Is *++*p acceptable syntax? - c

In K&R Section 5.10, in their sample implementation of a grep-like function, there are these lines:
while (--argc > 0 && (*++argv)[0] == '-')
while (c = *++argv[0])
Understanding the syntax there was one of the most challenging things for me, and even now a couple weeks after viewing it for the first time, I still have to think very slowly through the syntax to make sense of it. I compiled the program with this alternate syntax, but I'm not sure that the second line is allowable. I've just never seen *'s and ++'s interleaved like this, but it makes sense to me, it compiles, and it runs. It also requires no parentheses or brackets, which is maybe part of why it seems more clear to me. I just read the operators in one direction only (right to left) rather than bouncing back and forth to either side of the variable name.
while (--argc > 0 && **++argv == '-')
while (c = *++*argv)

Well for one, that's one way to make anyone reading your code to go huh?!?!?!
So, from a readability standpoint, no, you probably shouldn't write code like that.
Nevertheless, it's valid code and breaks down as this:
*(++(*p))
First, p is dereferenced. Then it is incremented. Then it is dereferenced again.
To make thing worse, this line:
while (c = *++*argv)
has an assignment in the loop-condition. So now you have two side-effects to make your reader's head spin. YAY!!!

Seems valid to me. Of course, you should not read it left to right, that's not how C compiler parses the source, and that's not how C language grammatics work. As a rule of thumb, you should first locate the object that's subject to operating upon (in this case - argv), and then analyze the operators, often, like in this case, from inside (the object) to outside. The actual parsing (and reading) rules are of course more complicated.
P. S. And personally, I think this line of code is really not hard to understand (and I'm not a C programming guru), so I don't think you should surround it with parentheses as Mysticial suggests. That would only make the code look big, if you know what I mean...

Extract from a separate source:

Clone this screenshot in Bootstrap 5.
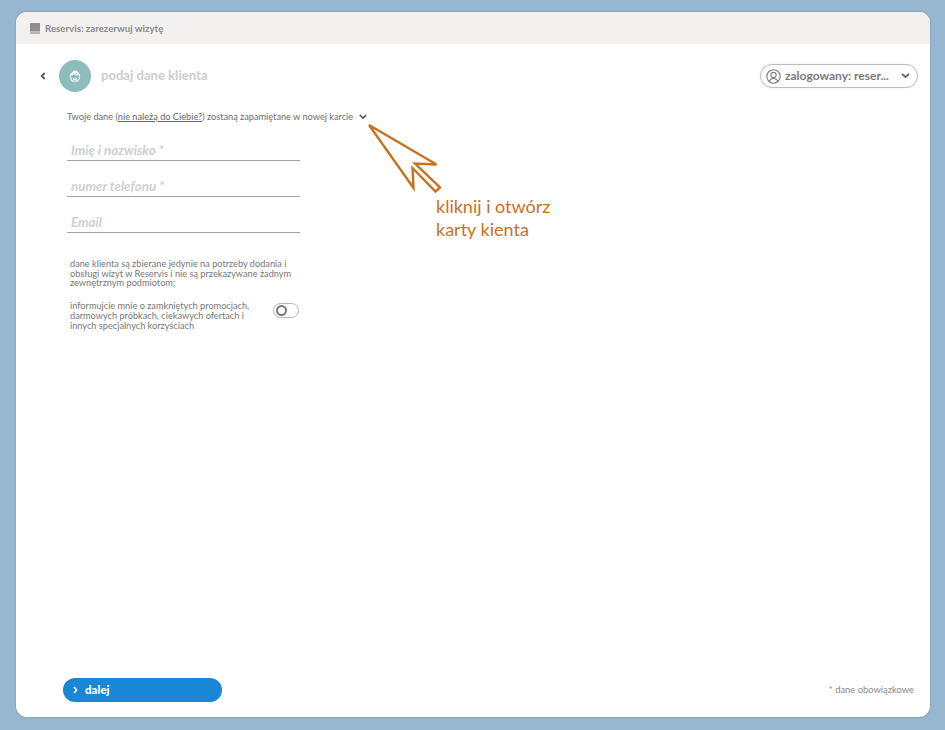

There's no ambiguity, even without knowledge of the precedence rules.
Both ++ and * are prefix unary operators; they can only apply to an operand that follows them. The second * can only apply to argv, the ++ to *argv, and the first * to ++*argv. So it's equivalent to *(++(*argv)). There's no possible relationship between the precedences of ++ and * that could make it mean anything else.
This is unlike something like *argv++, which could conceivably be either (*argv)++ or *(argv++), and you have to apply precedence rules to determine which (it's *(argv++)` because postfix operators bind more tightly than prefix unary operators).
There's a constraint that ++ can only be applied to an lvalue; since *argv is an lvalue, that's not a problem.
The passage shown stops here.